Еще одна особенность: утомительный эпатаж, нагромождение картонных ужасов, как в «Лире» или гадостных текстов, как в «Турандот» - то, что создает в зале, как принято считать плодотворный дискомфорт,
порождающий в зрителе глубокое ощущение истины. Это от истины так тошнит, - пошутил один известный критик, сбегая со спектакля по пьесе Шекспира.
В мхатовском «Событии» черты этого фирменного стиля как бы притушены: в истории, повествующей о затянувшемся ожидании убийства, проявляющем черты основных персонажей, все чрезмерно затянуто, блекло, и даже хороший артист Сергей Чонишвили выглядит уныло, а уж об артистке Марине Зудиной, лучше и вовсе промолчать.
Но тем не менее Богомолову, похоже, пока удается сохранять ощущение, что театр начинается с него. Новый. И задача разрушения штампов, которую он героически взвалил себе на плечи, то и дело толкает его на перпендикулярные материалу решения - лишь бы как-то позаметнее разрушить, опровергнуть, заявить.
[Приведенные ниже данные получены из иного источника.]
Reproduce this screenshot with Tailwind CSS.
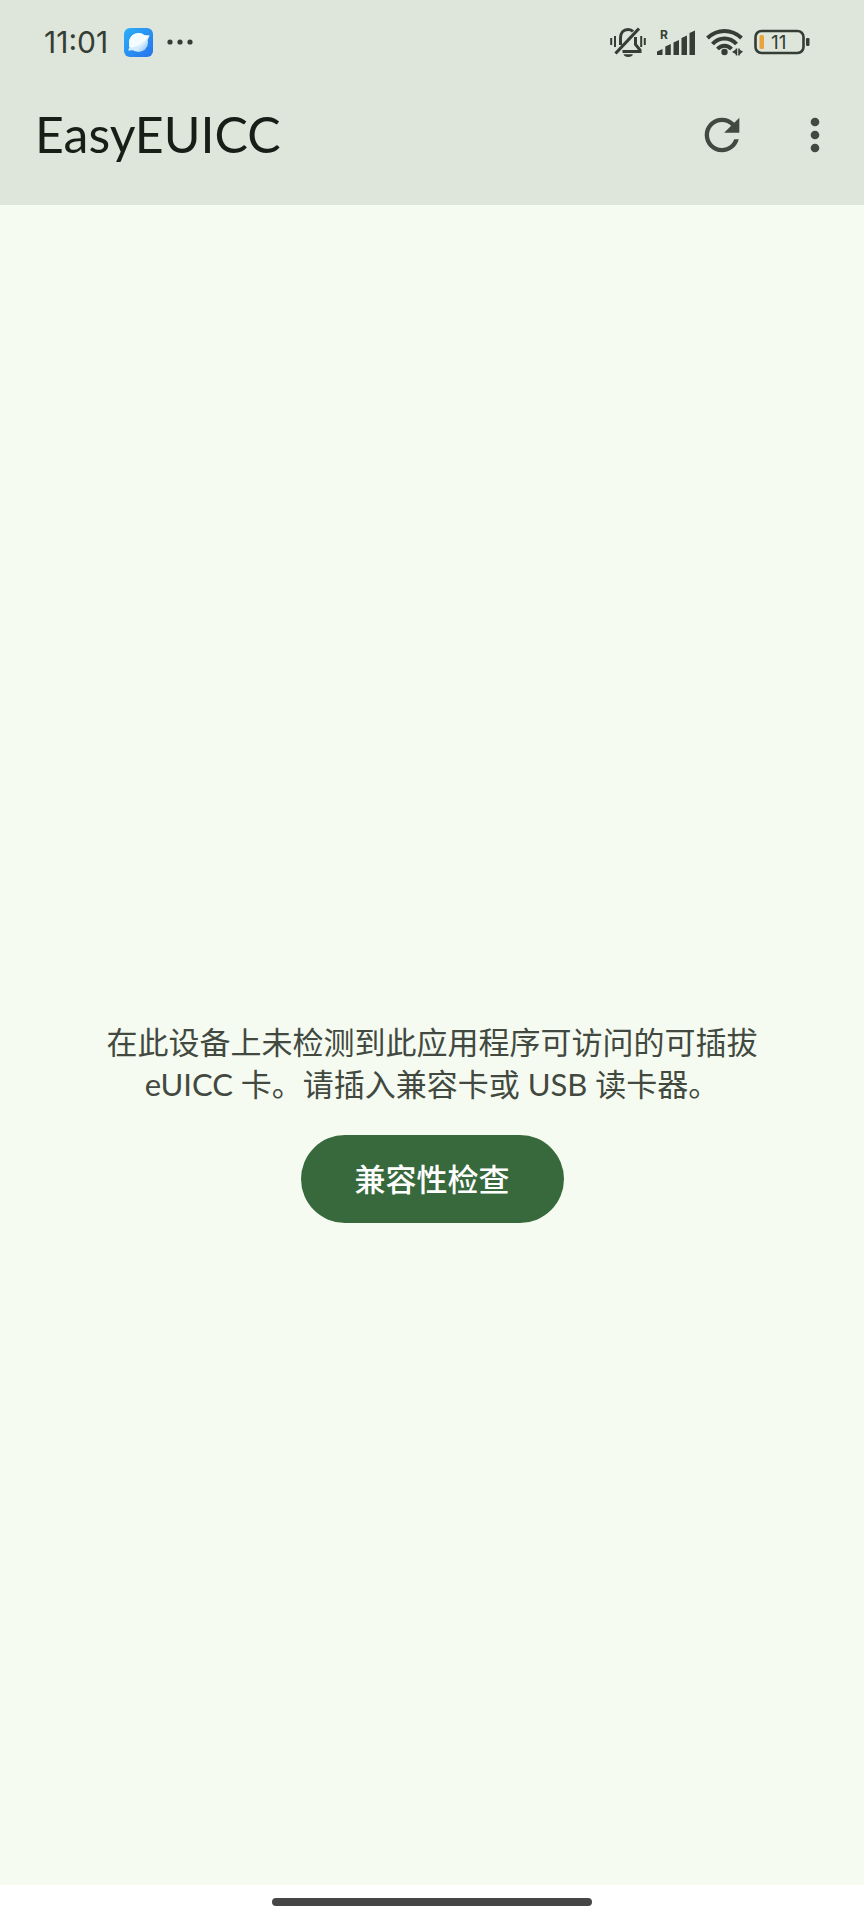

Но как бы не матерился Лир, с кем бы ни сношалась Турандот, - «из ничего и выйдет ничего» -присудил устами своего персонажа Шекспир, и уж тут его не опровергнешь.
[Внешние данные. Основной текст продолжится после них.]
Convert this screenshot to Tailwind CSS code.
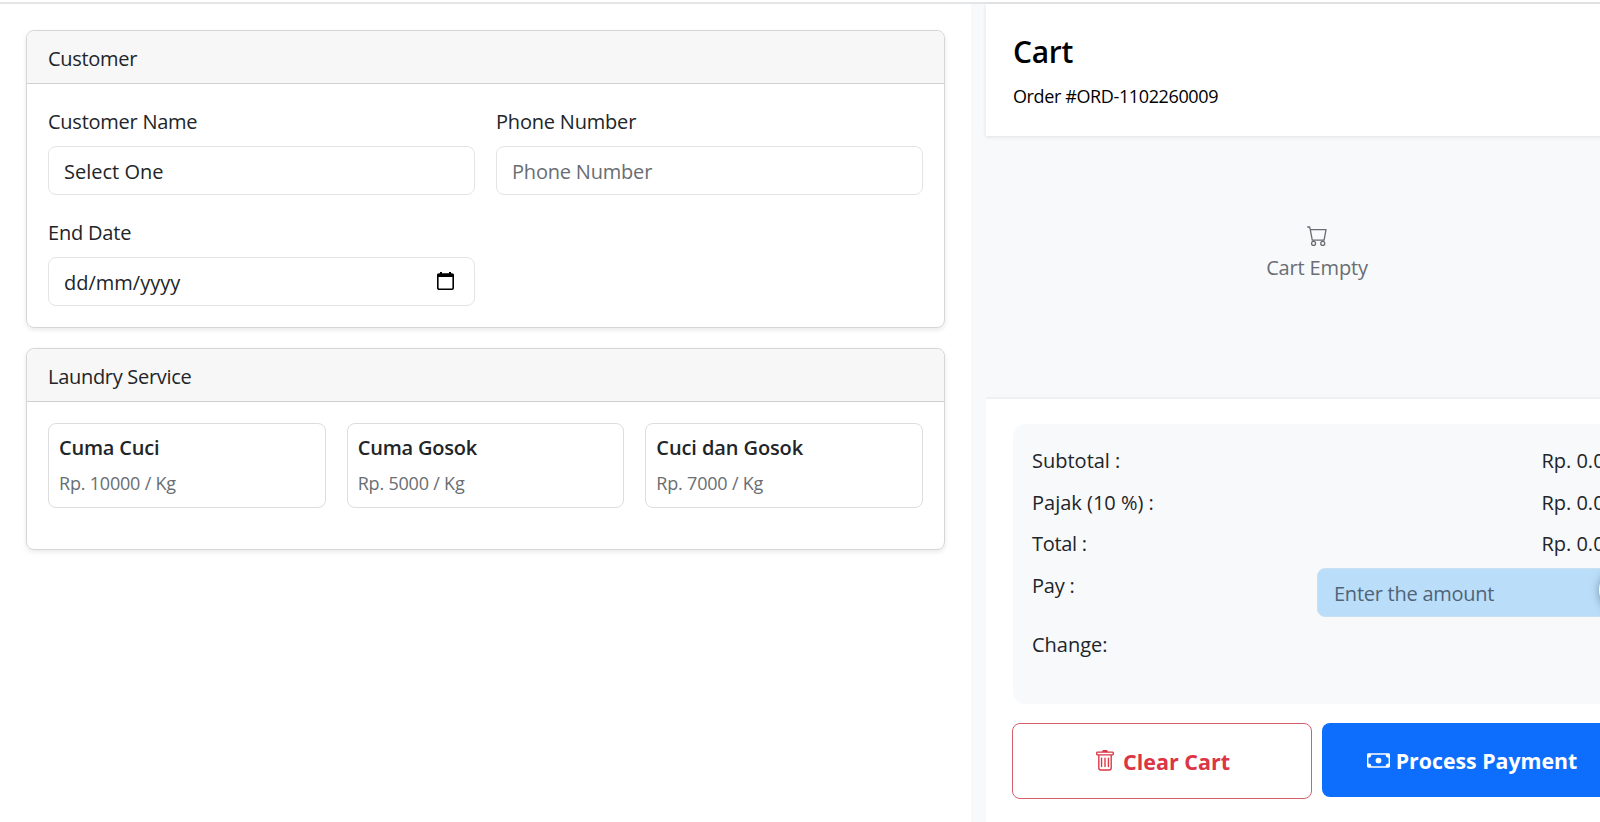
<!DOCTYPE html>
<html lang="en">
  <head>
    <meta charset="UTF-8" />
    <meta name="viewport" content="width=device-width, initial-scale=1.0" />
    <script src="https://cdn.jsdelivr.net/npm/@tailwindcss/browser@4"></script>
    <title>Transaction</title>
  </head>
  <body class="h-screen w-screen overflow-hidden bg-white font-['Open_Sans',sans-serif] text-xl text-[#212529]">
    <div class="flex h-full flex-col">
      <div class="mt-[2px] h-[2px] shrink-0 bg-[#e3e5e7]"></div>

      <div class="flex min-h-0 grow">
        <!-- Form -->
        <div class="w-[971px] shrink-0 px-[26px] pt-[26px]">
          <div class="h-[298px] rounded-lg border border-[#d5d6d7] shadow-[0_2px_5px_rgba(0,0,0,0.09)]">
            <div class="flex h-[53px] items-center rounded-t-lg border-b border-[#cfd0d1] bg-[#f7f7f7] px-[21px] pt-1 tracking-[-0.3px]">
              Customer
            </div>
            <div class="grid grid-cols-2 gap-x-[21px] px-[21px] pt-[22px]">
              <div class="h-[111px]">
                <p class="mb-2 h-8 leading-8 tracking-[-0.25px]">Customer Name</p>
                <div class="flex h-[49px] items-center rounded-lg border border-[#e2e5e8] px-[15px] pt-[3px]">Select One</div>
              </div>
              <div class="h-[111px]">
                <p class="mb-2 h-8 leading-8 tracking-[-0.2px]">Phone Number</p>
                <div class="flex h-[49px] items-center rounded-lg border border-[#e2e5e8] px-[15px] pt-[3px] tracking-[-0.2px] text-[#696e73]">Phone Number</div>
              </div>
              <div class="h-[111px]">
                <p class="mb-2 h-8 leading-8 tracking-[-0.2px]">End Date</p>
                <div class="flex h-[49px] items-center justify-between rounded-lg border border-[#e2e5e8] pr-5 pl-[15px]">
                  <span class="pt-[3px]">dd/mm/yyyy</span>
                  <svg class="mb-[2px] h-[18px] w-[17px]" viewBox="0 0 17 18">
                    <path d="M2 2h13a1.200 1.200 0 0 1 1.200 1.200v12.800a1.200 1.200 0 0 1-1.200 1.200H2A1.200 1.200 0 0 1 .8 16V3.200A1.200 1.200 0 0 1 2 2z" fill="none" stroke="#000" stroke-width="1.600" />
                    <path d="M.5 2h16v3H.5zM3 0h2v3H3zM12 0h2v3h-2z" fill="#000" />
                  </svg>
                </div>
              </div>
            </div>
          </div>

          <div class="mt-5 h-[202px] rounded-lg border border-[#d5d6d7] shadow-[0_2px_5px_rgba(0,0,0,0.09)]">
            <div class="flex h-[53px] items-center rounded-t-lg border-b border-[#cfd0d1] bg-[#f7f7f7] px-[21px] pt-1 tracking-[-0.3px]">
              Laundry Service
            </div>
            <div class="grid grid-cols-3 gap-[21px] p-[21px]">
              <div class="h-[85px] rounded-lg border border-[#dcdddf] px-[10px] pt-[9px]">
                <h6 class="h-[30px] leading-[30px] font-semibold tracking-[-0.2px]">Cuma Cuci</h6>
                <p class="mt-[6px] text-lg leading-7 tracking-[-0.2px] text-[#696e73]">Rp. 10000 / Kg</p>
              </div>
              <div class="h-[85px] rounded-lg border border-[#dcdddf] px-[10px] pt-[9px]">
                <h6 class="h-[30px] leading-[30px] font-semibold tracking-[-0.2px]">Cuma Gosok</h6>
                <p class="mt-[6px] text-lg leading-7 tracking-[-0.2px] text-[#696e73]">Rp. 5000 / Kg</p>
              </div>
              <div class="h-[85px] rounded-lg border border-[#dcdddf] px-[10px] pt-[9px]">
                <h6 class="h-[30px] leading-[30px] font-semibold tracking-[-0.1px]">Cuci dan Gosok</h6>
                <p class="mt-[6px] text-lg leading-7 tracking-[-0.2px] text-[#696e73]">Rp. 7000 / Kg</p>
              </div>
            </div>
          </div>
        </div>

        <!-- Cart -->
        <div class="flex w-[677px] shrink-0 flex-col bg-[#f8f9fb] pl-[15px]">
          <div class="h-[132px] shrink-0 bg-white px-[27px] pt-7 text-black shadow-[0_1px_4px_rgba(0,0,0,0.1)]">
            <h4 class="h-[38px] text-3xl leading-[39px] font-semibold tracking-[-0.3px]">Cart</h4>
            <p class="mt-3 text-lg leading-7 tracking-[-0.38px]">Order #ORD-1102260009</p>
          </div>
          <div class="flex h-[261px] shrink-0 flex-col items-center pt-[89px] text-[#696e73]">
            <svg class="h-[21px] w-[21px]" viewBox="0 0 16 16" fill="currentColor">
              <path d="M0 1.500A.5.5 0 0 1 .5 1H2a.5.5 0 0 1 .485.379L2.890 3H14.500a.5.5 0 0 1 .491.592l-1.500 8A.5.5 0 0 1 13 12H4a.5.5 0 0 1-.491-.408L2.010 3.607 1.610 2H.5a.5.5 0 0 1-.5-.5M3.102 4l1.313 7h8.170l1.313-7zM5 12a2 2 0 1 0 0 4 2 2 0 0 0 0-4m7 0a2 2 0 1 0 0 4 2 2 0 0 0 0-4m-7 1a1 1 0 1 1 0 2 1 1 0 0 1 0-2m7 0a1 1 0 1 1 0 2 1 1 0 0 1 0-2" />
            </svg>
            <p class="mt-[6px] leading-8 tracking-[-0.15px]">Cart Empty</p>
          </div>
          <div class="grow border-t-2 border-[#eef0f2] bg-white pt-[25px] pl-[27px]">
            <div class="h-[280px] rounded-xl bg-[#f8f9fb] pt-4 pr-[32px] pl-[19px]">
              <div class="flex h-[41.700px] justify-between leading-[42px]"><span>Subtotal :</span><span>Rp. 0.00</span></div>
              <div class="flex h-[41.700px] justify-between leading-[42px]"><span>Pajak (10 %) :</span><span>Rp. 0.00</span></div>
              <div class="flex h-[41.700px] justify-between leading-[42px]"><span class="tracking-[-0.3px]">Total :</span><span>Rp. 0.00</span></div>
              <div class="flex h-[59px] justify-between leading-[42px]">
                <span class="tracking-[-0.2px]">Pay :</span>
                <div class="mt-[3px] flex h-[49px] w-[299px] items-center rounded-lg border border-[#c9e0f3] bg-[#badefa] px-4 pt-[2px] tracking-[-0.25px] text-[#4f6478]">Enter the amount</div>
              </div>
              <div class="leading-[42px]">Change:</div>
            </div>
            <div class="mt-[19px] flex items-start gap-[10px]">
              <button class="-ml-px flex h-[76px] w-[300px] items-center justify-center gap-[7px] rounded-lg border border-[#d4606c] pt-[2px] text-[21.500px] font-bold text-[#dc3545]">
                <svg class="mb-[2px] h-[22px] w-[22px]" viewBox="0 0 16 16" fill="currentColor">
                  <path d="M5.500 5.500A.5.5 0 0 1 6 6v6a.5.5 0 0 1-1 0V6a.5.5 0 0 1 .5-.5m2.500 0a.5.5 0 0 1 .5.5v6a.5.5 0 0 1-1 0V6a.5.5 0 0 1 .5-.5m3 .5a.5.5 0 0 0-1 0v6a.5.5 0 0 0 1 0z" />
                  <path d="M14.500 3a1 1 0 0 1-1 1H13v9a2 2 0 0 1-2 2H5a2 2 0 0 1-2-2V4h-.5a1 1 0 0 1-1-1V2a1 1 0 0 1 1-1H6a1 1 0 0 1 1-1h2a1 1 0 0 1 1 1h3.500a1 1 0 0 1 1 1zM4.118 4 4 4.059V13a1 1 0 0 0 1 1h6a1 1 0 0 0 1-1V4.059L11.882 4zM2.500 3h11V2h-11z" />
                </svg>
                Clear Cart
              </button>
              <button class="flex h-[74px] w-[300px] items-center justify-center gap-[6px] rounded-lg bg-[#0d6efd] pt-[2px] text-[21.300px] font-bold text-white">
                <svg class="mb-[2px] h-[23px] w-[23px]" viewBox="0 0 16 16" fill="currentColor">
                  <path d="M8 10a2 2 0 1 0 0-4 2 2 0 0 0 0 4" />
                  <path d="M0 4a1 1 0 0 1 1-1h14a1 1 0 0 1 1 1v8a1 1 0 0 1-1 1H1a1 1 0 0 1-1-1zm3 0a2 2 0 0 1-2 2v4a2 2 0 0 1 2 2h10a2 2 0 0 1 2-2V6a2 2 0 0 1-2-2z" />
                </svg>
                Process Payment
              </button>
            </div>
          </div>
        </div>
      </div>
    </div>

    <!-- floating button -->
    <div class="absolute top-[568px] left-[1599px] h-[44px] w-[44px] rounded-full bg-white shadow-[0_1px_10px_rgba(0,0,0,0.35)]"></div>
  </body>
</html>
Вообще, споры вокруг Константина Богомолова и его нынешних постановок всерьез возможны только в сегодняшнем контексте, где манипуляции истиной стали стратегией критиков, где их страх быть сброшенными с корабля современности оборачивается эстетическим соглашательством одних и эскапизмом других. Знаю немало коллег, для которых боязнь отстаивать «другой театр» продиктована страхом, что приговор «отстой» прозвучит в отношении их самих. Вопрос о Богомолове в большой степени вопрос о том, как и ради чего профессиональная недостаточность объявляется новым словом. В какой мере это эстетическая борьба, а в какой - экономический расчет.
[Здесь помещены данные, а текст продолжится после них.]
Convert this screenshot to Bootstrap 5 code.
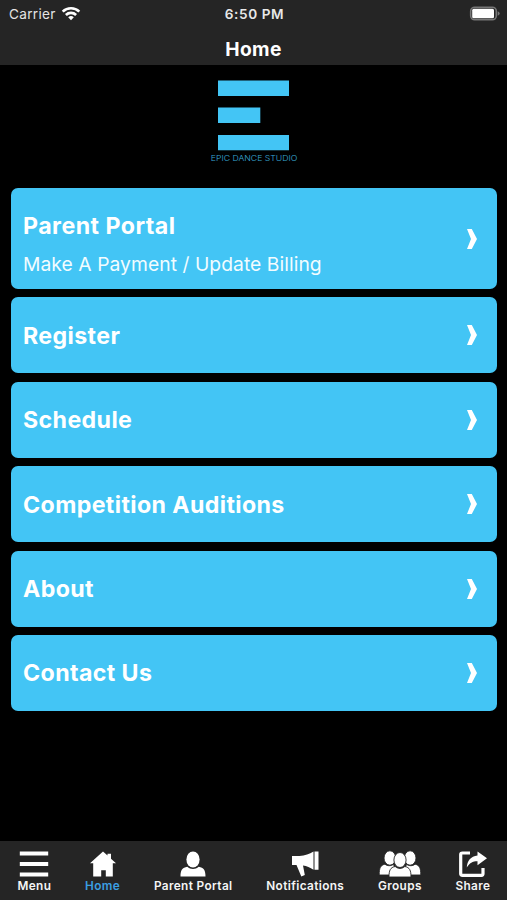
<!DOCTYPE html>
<html lang="en">
<head>
<meta charset="utf-8">
<meta name="viewport" content="width=device-width, initial-scale=1">
<title>Home</title>
<link href="https://cdn.jsdelivr.net/npm/bootstrap@5.3.0/dist/css/bootstrap.min.css" rel="stylesheet">
<style>
body{font-family:Inter,"Liberation Sans",sans-serif;background:#000;color:#fff;height:900px;overflow:hidden}
.bar-bg{background:#252525}
.top-bar{height:65px}
.status-row{height:28px;font-size:13.6px;line-height:28px;padding:0 7px 0 9px;color:#e4e4e4}
.status-row>div{flex:1 1 0}
.carrier{letter-spacing:.32px}
.wifi{margin-left:5px}
.clock{font-weight:600;letter-spacing:.6px;color:#e8e8e8}
.page-title{font-size:19.2px;font-weight:700;line-height:24px;margin-top:9px;letter-spacing:.4px}
.brand-area{height:123px;padding-top:15px}
.menu-list{gap:8.4px;padding:0 10.5px 0 11px}
.menu-tile{background:#43c5f5;color:#fff;border-radius:7px;height:76px;padding:0 19.5px 0 12px;text-decoration:none}
.menu-tile.tall{height:101px}
.tile-title{font-size:23.2px;font-weight:700;line-height:28px;letter-spacing:.38px;padding-top:1px}
.tall .tile-title{padding-top:2px;letter-spacing:.45px}
.tile-sub{font-size:19.3px;line-height:24px;margin-top:12px;letter-spacing:.05px;color:#f2fcff}
.tab-bar{height:59px;padding:9px 16.5px 0 17.5px;font-size:11.8px;font-weight:600;line-height:14px;letter-spacing:.38px}
.tab-bar a{color:#f5f5f5;text-decoration:none}
.tab-bar a.current{color:#3b9fe2}
.tab-bar svg{display:block;margin-bottom:1px;color:#fff}
</style>
</head>
<body class="d-flex flex-column">
<header class="bar-bg top-bar flex-shrink-0">
  <div class="status-row d-flex align-items-center">
    <div class="d-flex align-items-center"><span class="carrier">Carrier</span>
      <svg class="wifi" width="20" height="16" viewBox="1 0 20 16" fill="none" stroke="#fff" stroke-width="2.700"><path d="M2.700 5.600a12 12 0 0 1 16.600 0M5.900 8.900a7.400 7.400 0 0 1 10.200 0"/><path d="M11 14.200l-2.800-2.900a4 4 0 0 1 5.600 0z" fill="#fff" stroke="none"/></svg>
    </div>
    <span class="clock">6:50 PM</span>
    <div class="d-flex justify-content-end"><svg width="31" height="16" viewBox="0 0 31 16"><rect x="1.700" y="1.200" width="25.600" height="12.600" rx="4" fill="none" stroke="#777" stroke-width="1.600"/><rect x="3.200" y="2.800" width="21.800" height="9.400" rx="1.500" fill="#fff"/><path d="M28.700 5.300q2 .7 2 2.200t-2 2.200z" fill="#777"/></svg></div>
  </div>
  <h1 class="page-title text-center mb-0">Home</h1>
</header>
<main class="flex-grow-1">
  <div class="brand-area d-flex justify-content-center">
    <svg width="90" height="84" viewBox="209 80 90 84" role="img" aria-label="Epic Dance Studio"><g fill="#43c5f5"><path d="M218 80.500h71V96h-71zM218 107.500h42.300V123H218zM218 135h71v15.300h-71z"/><text x="210.800" y="160.500" font-family="Inter,sans-serif" font-size="7.800" font-weight="300" textLength="86.500" lengthAdjust="spacingAndGlyphs" opacity=".85">EPIC DANCE STUDIO</text></g></svg>
  </div>
  <nav class="menu-list d-flex flex-column">
    <a href="#" class="menu-tile tall d-flex align-items-center justify-content-between"><div class="pt-2"><div class="tile-title">Parent Portal</div><div class="tile-sub">Make A Payment / Update Billing</div></div><svg width="10" height="20" viewBox="0 0 10 20" fill="#fff"><path d="M0 0h4.800L10 10 4.800 20H0l4-10z"/></svg></a>
    <a href="#" class="menu-tile d-flex align-items-center justify-content-between"><span class="tile-title">Register</span><svg width="10" height="20" viewBox="0 0 10 20" fill="#fff"><path d="M0 0h4.800L10 10 4.800 20H0l4-10z"/></svg></a>
    <a href="#" class="menu-tile d-flex align-items-center justify-content-between"><span class="tile-title">Schedule</span><svg width="10" height="20" viewBox="0 0 10 20" fill="#fff"><path d="M0 0h4.800L10 10 4.800 20H0l4-10z"/></svg></a>
    <a href="#" class="menu-tile d-flex align-items-center justify-content-between"><span class="tile-title">Competition Auditions</span><svg width="10" height="20" viewBox="0 0 10 20" fill="#fff"><path d="M0 0h4.800L10 10 4.800 20H0l4-10z"/></svg></a>
    <a href="#" class="menu-tile d-flex align-items-center justify-content-between"><span class="tile-title">About</span><svg width="10" height="20" viewBox="0 0 10 20" fill="#fff"><path d="M0 0h4.800L10 10 4.800 20H0l4-10z"/></svg></a>
    <a href="#" class="menu-tile d-flex align-items-center justify-content-between"><span class="tile-title">Contact Us</span><svg width="10" height="20" viewBox="0 0 10 20" fill="#fff"><path d="M0 0h4.800L10 10 4.800 20H0l4-10z"/></svg></a>
  </nav>
</main>
<footer class="bar-bg tab-bar d-flex justify-content-between flex-shrink-0">
  <a href="#" class="d-flex flex-column align-items-center"><svg width="30" height="28" viewBox="0 0 30 28" fill="currentColor"><path d="M.8 1.500h28.400v4H.8zM.8 12h28.400v4H.8zM.8 22.500h28.400v4H.8z"/></svg>Menu</a>
  <a href="#" class="current d-flex flex-column align-items-center"><svg width="26" height="28" viewBox="0 0 26 28" fill="currentColor"><path d="M13 1.500l4.500 4V3.800H21v5l5 4.500h-3.200V26.500h-7v-6.200h-4.600v6.200H3.200V13.300H0z"/></svg>Home</a>
  <a href="#" class="d-flex flex-column align-items-center"><svg width="26" height="28" viewBox="0 0 26 28" fill="currentColor"><ellipse cx="13" cy="9.500" rx="6.600" ry="8"/><path d="M.5 26.500c0-6.500 1.800-9 6.800-9.800 3.300 3 8.100 3 11.400 0 5 .8 6.800 3.300 6.800 9.800z"/></svg>Parent Portal</a>
  <a href="#" class="d-flex flex-column align-items-center"><svg width="28" height="28" viewBox="0 0 28 28" fill="currentColor"><path d="M1 6h7.500C14 5.800 18.500 4 22.500 1.500v18.300c-3.400-2.300-6.700-3.700-10.500-4.200l1.800 9.300-3.500 1.600L5.500 15H1zM23.500 1.500h4v18.300h-4z"/></svg>Notifications</a>
  <a href="#" class="d-flex flex-column align-items-center"><svg width="42" height="28" viewBox="-1 0 42 28" fill="currentColor"><g stroke="#252525" stroke-width=".9"><ellipse cx="9.900" cy="8" rx="5.900" ry="7.200"/><path d="M-.8 25c0-7 1.200-9.800 5.700-10.800 2.800 2 6.100 2 8.600 0L17 25z"/><ellipse cx="30.100" cy="8" rx="5.900" ry="7.200"/><path d="M40.800 25c0-7-1.200-9.800-5.700-10.800-2.800 2-6.100 2-8.600 0L23 25z"/><ellipse cx="20" cy="10" rx="6.100" ry="7.500"/><path d="M9 27c0-6.600 1.200-9.500 6.200-10.500 2.700 2.500 6.900 2.500 9.600 0 5 1 6.200 3.900 6.200 10.500z"/></g></svg>Groups</a>
  <a href="#" class="d-flex flex-column align-items-center"><svg width="28" height="28" viewBox="0 0 28 28" fill="currentColor"><path d="M11 3H3.500Q1.700 3 1.700 4.500v19.300q0 1.500 1.800 1.500h19q1.500 0 1.500-1.500V18" fill="none" stroke="currentColor" stroke-width="3.200"/><path d="M18.500 1.500L28 8.300l-9.500 7v-4.100c-5 0-8 1.800-10.700 6.200.3-6.500 3.900-11.200 10.700-12z"/></svg>Share</a>
</footer>
<script src="https://cdn.jsdelivr.net/npm/bootstrap@5.3.0/dist/js/bootstrap.bundle.min.js"></script>
</body>
</html>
Богомолов стал заметен потому, что попал в луч перекрестных суждений: спор о нем, в сущности, спор о том, что на сцене есть подлинное и значимое, а что фальшивка и подделка. Он в данном споре - лишь подручный материал. Род ветрянки для переходного момента русской сцены. Но как бы не кошмарил он свою публику, как бы усердно не пытался похоронить все на свете и выгрести к славе на гробах, не забудем: ему всего тридцать семь. А вдруг?!